En nuestras sociedades, caracterizadas fuertemente por la búsqueda del éxito individual, cada persona constata, sin embargo, que no puede existir sin una apertura a las demás, pues, como decía mons. Maurice Nédoncelle, «la persona humana es, por su naturaleza, para los otros» (La persona humana y su naturaleza, p. 5); sólo se descubre y se desarrolla conscientemente uniéndose a una cultura particular y, a través de ella, a la humanidad entera. Por tanto, la promoción de las personas y de sus relaciones interpersonales es, al mismo tiempo, una promoción de las culturas, que son como un cofre en el que todo ser encuentra el lugar que le corresponde, para la protección y el desarrollo de su ser.

5. El amor conyugal es la más hermosa y la más alta expresión de la relación humana y de la entrega de sí porque es, esencialmente, una voluntad de promoción mutua. En la relación fundada en el amor recíproco, cada uno es reconocido por lo que es en verdad y está llamado a expresar y a realizar sus capacidades personales. Es «la lógica de la entrega sincera» (Carta a las familias, 11), fuente de vida y alegría, de ayuda y comprensión.

6. El amor humano encuentra en el amor trinitario un modelo de amor y entrega perfectos. Y, mediante la entrega total de sí, Jesús da vida al pueblo de la nueva alianza. En la cruz, el Señor encomendó el discípulo amado a su Madre y su Madre al discípulo (cf. Jn 19 26-27). ¿No compara el Apóstol el amor de Cristo y su Iglesia con el amor entre el hombre y la mujer? (cf. Ef 5, 25-32). Los textos bíblicos nos muestran también el sentido profundo de la maternidad de la mujer, que «ha sido introducida en el orden de la alianza que Dios ha realizado con el hombre en Jesucristo» (Mulieris dignitatem, 19). Esta maternidad, en su sentido personal y ético, manifiesta una creatividad de la que, en gran parte, depende la humanidad de todo ser humano; asimismo, invita al hombre a conocer y expresar su propia paternidad. De este modo, la mujer aporta a la sociedad y a la Iglesia su capacidad de cuidar a los hombres.
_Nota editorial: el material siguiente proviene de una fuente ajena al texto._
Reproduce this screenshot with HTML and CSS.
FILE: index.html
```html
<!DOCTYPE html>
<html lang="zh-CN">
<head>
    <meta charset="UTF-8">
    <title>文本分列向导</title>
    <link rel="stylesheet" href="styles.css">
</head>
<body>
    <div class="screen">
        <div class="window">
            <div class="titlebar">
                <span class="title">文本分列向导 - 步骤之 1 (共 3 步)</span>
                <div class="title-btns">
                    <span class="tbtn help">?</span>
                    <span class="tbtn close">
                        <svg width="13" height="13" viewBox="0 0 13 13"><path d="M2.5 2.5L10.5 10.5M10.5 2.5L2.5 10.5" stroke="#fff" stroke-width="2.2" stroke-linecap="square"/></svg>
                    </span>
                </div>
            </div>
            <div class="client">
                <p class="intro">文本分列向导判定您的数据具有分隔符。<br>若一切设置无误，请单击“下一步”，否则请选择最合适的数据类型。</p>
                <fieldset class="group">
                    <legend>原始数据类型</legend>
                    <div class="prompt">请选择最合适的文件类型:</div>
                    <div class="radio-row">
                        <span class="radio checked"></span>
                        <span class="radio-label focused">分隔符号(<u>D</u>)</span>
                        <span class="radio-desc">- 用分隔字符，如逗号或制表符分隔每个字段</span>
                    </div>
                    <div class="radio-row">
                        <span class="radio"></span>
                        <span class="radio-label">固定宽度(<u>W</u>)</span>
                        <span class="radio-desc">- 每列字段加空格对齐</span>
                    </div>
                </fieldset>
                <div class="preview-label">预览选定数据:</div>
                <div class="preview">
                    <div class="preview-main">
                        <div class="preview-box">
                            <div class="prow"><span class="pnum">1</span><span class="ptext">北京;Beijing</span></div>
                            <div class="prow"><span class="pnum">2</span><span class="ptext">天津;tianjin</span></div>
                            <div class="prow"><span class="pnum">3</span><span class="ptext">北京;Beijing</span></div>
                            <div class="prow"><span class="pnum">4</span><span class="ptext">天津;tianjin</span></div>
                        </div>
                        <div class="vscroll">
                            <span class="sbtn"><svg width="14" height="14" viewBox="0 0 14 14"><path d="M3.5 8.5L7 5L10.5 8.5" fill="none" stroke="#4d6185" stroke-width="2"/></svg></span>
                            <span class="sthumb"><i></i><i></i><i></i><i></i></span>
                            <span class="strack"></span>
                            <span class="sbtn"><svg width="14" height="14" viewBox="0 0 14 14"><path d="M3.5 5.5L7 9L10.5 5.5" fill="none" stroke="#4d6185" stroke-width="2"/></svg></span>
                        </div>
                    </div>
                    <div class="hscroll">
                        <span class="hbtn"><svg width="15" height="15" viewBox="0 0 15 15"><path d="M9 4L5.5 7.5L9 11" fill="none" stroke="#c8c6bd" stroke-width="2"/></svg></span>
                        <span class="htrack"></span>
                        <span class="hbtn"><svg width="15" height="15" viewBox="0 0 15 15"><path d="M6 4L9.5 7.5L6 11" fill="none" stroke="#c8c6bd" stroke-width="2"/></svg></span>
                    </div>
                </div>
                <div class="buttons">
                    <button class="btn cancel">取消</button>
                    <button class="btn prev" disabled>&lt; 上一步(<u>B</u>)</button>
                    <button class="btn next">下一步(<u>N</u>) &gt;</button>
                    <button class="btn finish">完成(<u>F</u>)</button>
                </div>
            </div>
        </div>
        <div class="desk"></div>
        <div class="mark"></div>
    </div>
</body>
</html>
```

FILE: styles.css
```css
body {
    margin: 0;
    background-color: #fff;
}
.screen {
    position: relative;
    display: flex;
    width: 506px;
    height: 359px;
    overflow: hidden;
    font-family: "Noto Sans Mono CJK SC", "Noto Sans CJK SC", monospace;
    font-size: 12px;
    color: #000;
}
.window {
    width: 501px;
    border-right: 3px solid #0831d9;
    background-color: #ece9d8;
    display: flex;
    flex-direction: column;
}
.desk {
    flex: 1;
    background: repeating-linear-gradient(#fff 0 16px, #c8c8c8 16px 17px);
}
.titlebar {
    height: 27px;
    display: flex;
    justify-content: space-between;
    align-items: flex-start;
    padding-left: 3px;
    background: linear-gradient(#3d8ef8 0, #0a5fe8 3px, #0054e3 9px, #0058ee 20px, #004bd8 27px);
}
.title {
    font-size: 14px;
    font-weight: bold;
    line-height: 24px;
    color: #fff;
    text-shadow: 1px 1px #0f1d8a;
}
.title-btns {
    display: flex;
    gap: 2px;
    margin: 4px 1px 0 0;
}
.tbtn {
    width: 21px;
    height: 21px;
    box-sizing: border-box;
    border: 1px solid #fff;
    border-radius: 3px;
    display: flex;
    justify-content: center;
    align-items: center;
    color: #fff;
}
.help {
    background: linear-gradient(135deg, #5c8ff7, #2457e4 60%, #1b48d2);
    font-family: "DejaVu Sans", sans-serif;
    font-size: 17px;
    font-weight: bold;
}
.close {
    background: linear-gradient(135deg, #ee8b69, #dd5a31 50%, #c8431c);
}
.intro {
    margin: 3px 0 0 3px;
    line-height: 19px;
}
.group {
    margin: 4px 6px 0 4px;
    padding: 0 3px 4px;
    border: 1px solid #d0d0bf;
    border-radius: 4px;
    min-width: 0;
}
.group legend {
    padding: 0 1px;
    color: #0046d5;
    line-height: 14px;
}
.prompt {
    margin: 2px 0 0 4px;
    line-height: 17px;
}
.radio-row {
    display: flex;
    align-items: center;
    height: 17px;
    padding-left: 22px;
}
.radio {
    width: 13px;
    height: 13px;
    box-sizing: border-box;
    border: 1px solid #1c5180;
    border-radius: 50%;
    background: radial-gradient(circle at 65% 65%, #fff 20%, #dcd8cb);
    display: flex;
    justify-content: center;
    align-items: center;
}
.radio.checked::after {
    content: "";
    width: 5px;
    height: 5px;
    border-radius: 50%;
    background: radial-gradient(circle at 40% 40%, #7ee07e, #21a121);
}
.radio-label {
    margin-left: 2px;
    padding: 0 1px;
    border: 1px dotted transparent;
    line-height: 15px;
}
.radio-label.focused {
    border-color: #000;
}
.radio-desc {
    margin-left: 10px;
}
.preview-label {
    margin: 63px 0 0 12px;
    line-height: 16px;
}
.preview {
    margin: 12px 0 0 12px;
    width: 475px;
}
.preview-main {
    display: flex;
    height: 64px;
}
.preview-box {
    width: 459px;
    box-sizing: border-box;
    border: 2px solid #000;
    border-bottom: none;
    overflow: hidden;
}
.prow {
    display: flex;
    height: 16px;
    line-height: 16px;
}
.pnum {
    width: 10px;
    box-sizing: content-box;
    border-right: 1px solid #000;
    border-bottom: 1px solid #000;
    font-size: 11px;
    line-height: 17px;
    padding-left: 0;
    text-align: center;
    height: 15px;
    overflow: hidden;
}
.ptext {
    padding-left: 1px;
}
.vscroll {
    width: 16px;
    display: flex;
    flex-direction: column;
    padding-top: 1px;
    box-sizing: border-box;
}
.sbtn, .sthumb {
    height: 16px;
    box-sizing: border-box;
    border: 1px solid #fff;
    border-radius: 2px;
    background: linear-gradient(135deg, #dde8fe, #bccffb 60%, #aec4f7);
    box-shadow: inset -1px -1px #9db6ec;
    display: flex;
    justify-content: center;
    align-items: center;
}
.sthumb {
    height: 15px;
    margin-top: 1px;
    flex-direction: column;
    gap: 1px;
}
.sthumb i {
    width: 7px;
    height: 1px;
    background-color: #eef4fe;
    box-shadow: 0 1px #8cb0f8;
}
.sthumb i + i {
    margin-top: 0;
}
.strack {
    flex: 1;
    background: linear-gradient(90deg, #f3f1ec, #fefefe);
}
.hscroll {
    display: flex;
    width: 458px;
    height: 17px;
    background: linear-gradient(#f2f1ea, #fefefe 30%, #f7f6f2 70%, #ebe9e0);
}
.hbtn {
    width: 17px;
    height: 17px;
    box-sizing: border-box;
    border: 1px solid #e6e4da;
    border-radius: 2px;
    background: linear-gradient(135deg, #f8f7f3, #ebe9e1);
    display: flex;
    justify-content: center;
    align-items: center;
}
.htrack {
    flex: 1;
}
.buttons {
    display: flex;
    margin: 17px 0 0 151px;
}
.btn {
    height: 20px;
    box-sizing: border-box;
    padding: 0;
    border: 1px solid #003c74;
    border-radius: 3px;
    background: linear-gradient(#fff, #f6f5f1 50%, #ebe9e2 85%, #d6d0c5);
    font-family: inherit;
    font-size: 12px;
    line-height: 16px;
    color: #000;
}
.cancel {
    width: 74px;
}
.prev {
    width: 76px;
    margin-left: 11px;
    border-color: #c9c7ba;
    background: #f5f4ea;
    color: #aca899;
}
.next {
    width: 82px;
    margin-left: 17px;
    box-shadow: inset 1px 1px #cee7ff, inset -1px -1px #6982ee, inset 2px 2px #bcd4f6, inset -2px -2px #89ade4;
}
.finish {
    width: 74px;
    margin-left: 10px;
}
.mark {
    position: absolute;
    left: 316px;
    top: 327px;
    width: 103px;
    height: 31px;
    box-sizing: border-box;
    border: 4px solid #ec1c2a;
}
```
La Iglesia es nuestra madre. Nosotros aquí somos sus hijos, y estamos llamados a participar en esta generación de un pueblo nuevo para Dios. Aprendemos esta maternidad de María, porque, para todos los que trabajan en la regeneración de los hombres mediante su participación en la misión apostólica, ella es «el modelo de virgen y madre» (Lumen gentium, 63). De manera providencial, celebráis vuestro encuentro en la víspera de la solemnidad de la Inmaculada Concepción. Ciertamente, para todos, sacerdotes, religiosos, religiosas y laicos, hombres y mujeres, es una ocasión para contemplar a María e implorar su ayuda, a fin de que cada uno, según su vocación propia, contribuya al testimonio de la Iglesia, Esposa de Cristo, «resplandeciente (...), sin mancha ni arruga ni cosa parecida, sino santa e inmaculada» (Ef 5, 27).
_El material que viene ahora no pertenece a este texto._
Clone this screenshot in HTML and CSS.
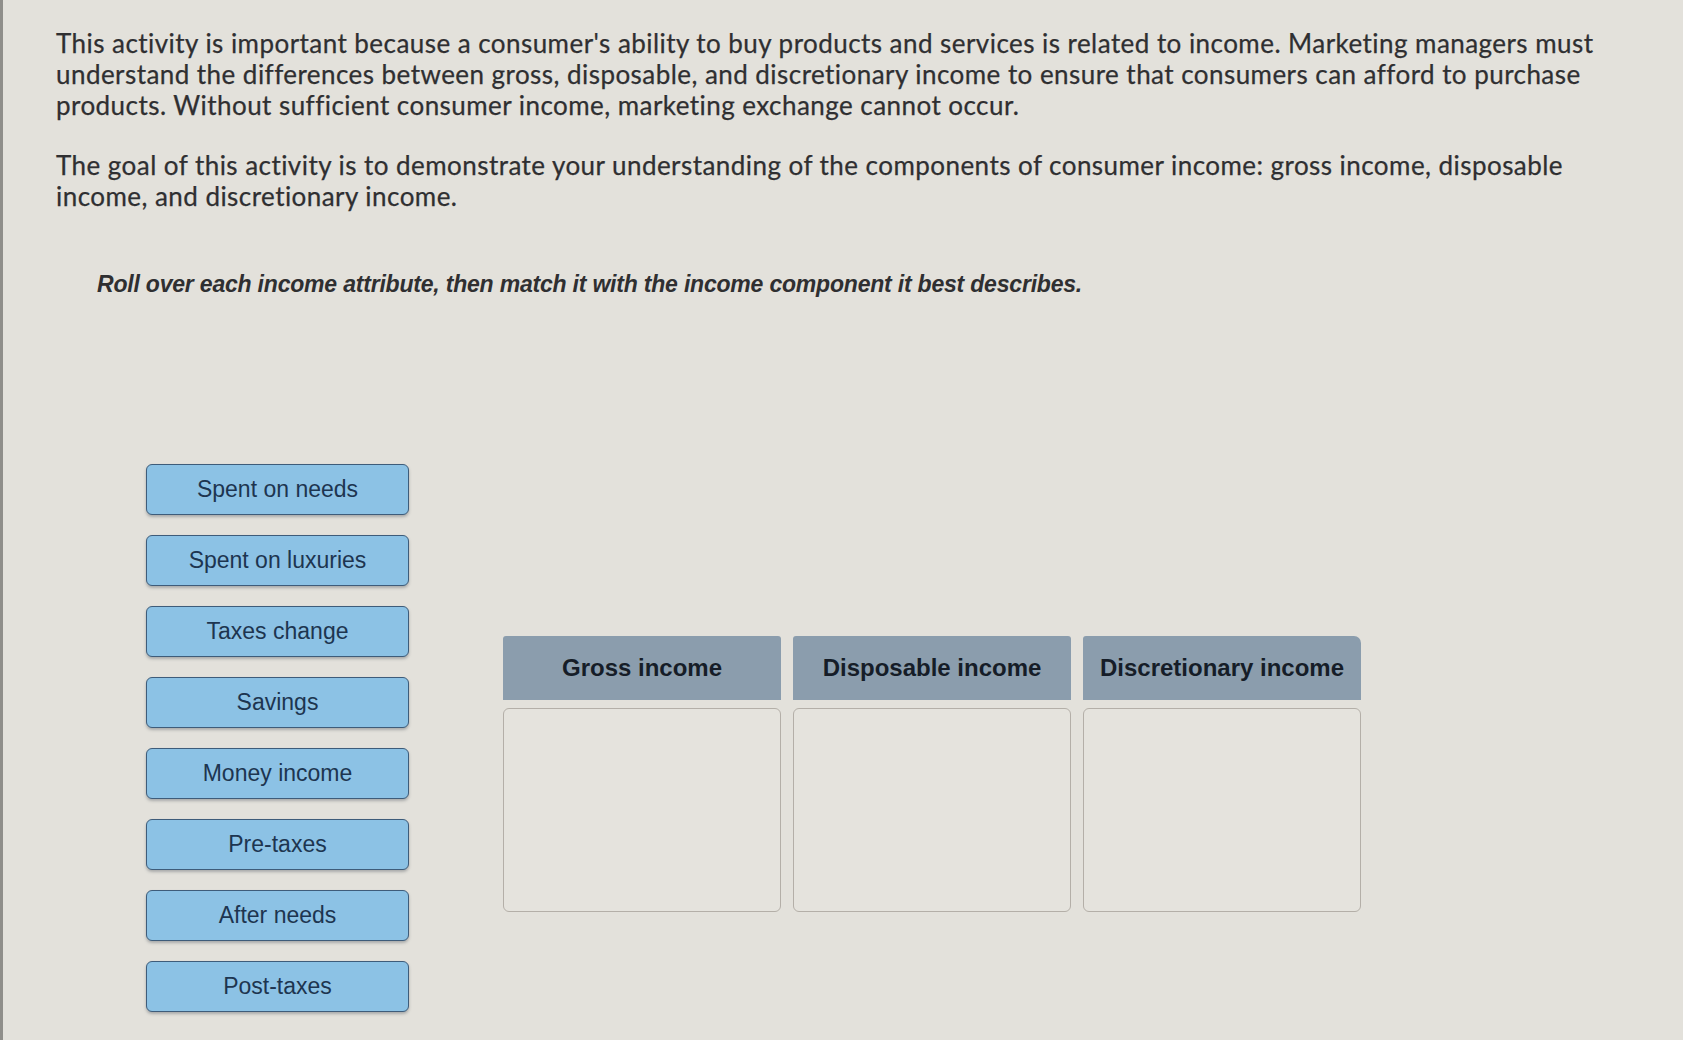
FILE: index.html
```html
<!DOCTYPE html>
<html lang="en">
<head>
<meta charset="utf-8">
<title>Consumer income activity</title>
<link rel="stylesheet" href="styles.css">
</head>
<body>
<main class="activity">
  <section class="intro">
    <p class="lead">This activity is important because a consumer's ability to buy products and services is related to income. Marketing managers must understand the differences between gross, disposable, and discretionary income to ensure that consumers can afford to purchase products. Without sufficient consumer income, marketing exchange cannot occur.</p>
    <p class="lead">The goal of this activity is to demonstrate your understanding of the components of consumer income: gross income, disposable income, and discretionary income.</p>
    <p class="instruction">Roll over each income attribute, then match it with the income component it best describes.</p>
  </section>

  <section class="board">
    <ul class="chips">
      <li class="chip">Spent on needs</li>
      <li class="chip">Spent on luxuries</li>
      <li class="chip">Taxes change</li>
      <li class="chip">Savings</li>
      <li class="chip">Money income</li>
      <li class="chip">Pre-taxes</li>
      <li class="chip">After needs</li>
      <li class="chip">Post-taxes</li>
    </ul>

    <div class="targets">
      <div class="target">
        <div class="target-head">Gross income</div>
        <div class="drop"></div>
      </div>
      <div class="target">
        <div class="target-head">Disposable income</div>
        <div class="drop"></div>
      </div>
      <div class="target">
        <div class="target-head">Discretionary income</div>
        <div class="drop"></div>
      </div>
    </div>
  </section>
</main>
</body>
</html>
```
FILE: styles.css
```css
html, body {
  margin: 0;
  padding: 0;
}

body {
  background: #e3e1db;
  border-left: 3px solid #8f8e8a;
  min-height: 1040px;
  box-sizing: border-box;
  font-family: Lato, "Liberation Sans", sans-serif;
  color: #2f2f31;
  overflow: hidden;
}

.activity {
  padding: 28px 0 0 53px;
}

.intro {
  width: 1575px;
}

.lead {
  margin: 0 0 29px;
  font-size: 26px;
  line-height: 31px;
  letter-spacing: 0.45px;
  -webkit-text-stroke: 0.25px #2f2f31;
}

.instruction {
  margin: 58px 0 0 41px;
  font-family: "Liberation Sans", Arial, sans-serif;
  font-style: italic;
  font-weight: bold;
  font-size: 23px;
  line-height: 28px;
  color: #2f2f31;
  letter-spacing: -0.2px;
}

.board {
  display: flex;
  align-items: flex-start;
  gap: 94px;
  margin: 166px 0 0 90px;
}

.chips {
  list-style: none;
  margin: 0;
  padding: 0;
  display: flex;
  flex-direction: column;
  gap: 20px;
  width: 263px;
}

.chip {
  height: 51px;
  box-sizing: border-box;
  display: flex;
  align-items: center;
  justify-content: center;
  background: #8cc2e5;
  border: 1.5px solid #3e5c7a;
  border-radius: 6px;
  box-shadow: 0 2px 3px rgba(60, 70, 80, 0.35);
  font-family: "Liberation Sans", Arial, sans-serif;
  font-size: 23px;
  color: #1d3550;
}

.targets {
  display: grid;
  grid-template-columns: repeat(3, 278px);
  gap: 12px;
  margin-top: 172px;
}

.target {
  display: flex;
  flex-direction: column;
  gap: 8px;
}

.target-head {
  height: 64px;
  display: flex;
  align-items: center;
  justify-content: center;
  background: #8b9dad;
  border-radius: 3px 3px 0 0;
  font-family: "Liberation Sans", Arial, sans-serif;
  font-weight: bold;
  font-size: 24px;
  color: #161d28;
}

.target:last-child .target-head {
  border-radius: 3px 7px 0 0;
}

.drop {
  height: 204px;
  box-sizing: border-box;
  border: 1.5px solid #b4afa8;
  border-radius: 6px;
  background: #e5e3dd;
}
```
7. Al término de nuestro encuentro, a la vez que renuevo la expresión de mi complacencia por la iniciativa que ha tomado el Consejo pontificio para los laicos, deseo que vuestros trabajos sean fructuosos y den a la Iglesia instrumentos valiosos para su misión pastoral y su servicio en la sociedad. Os animo a proseguir vuestras iniciativas en las organizaciones católicas, las comunidades eclesiales y las diferentes asociaciones en las que trabajáis. Encomendándoos a la intercesión de las santas mujeres que, a lo largo de la historia, han participado en el camino de la Iglesia, os imparto de todo corazón mi bendición apostólica, que extiendo a todos vuestros seres queridos.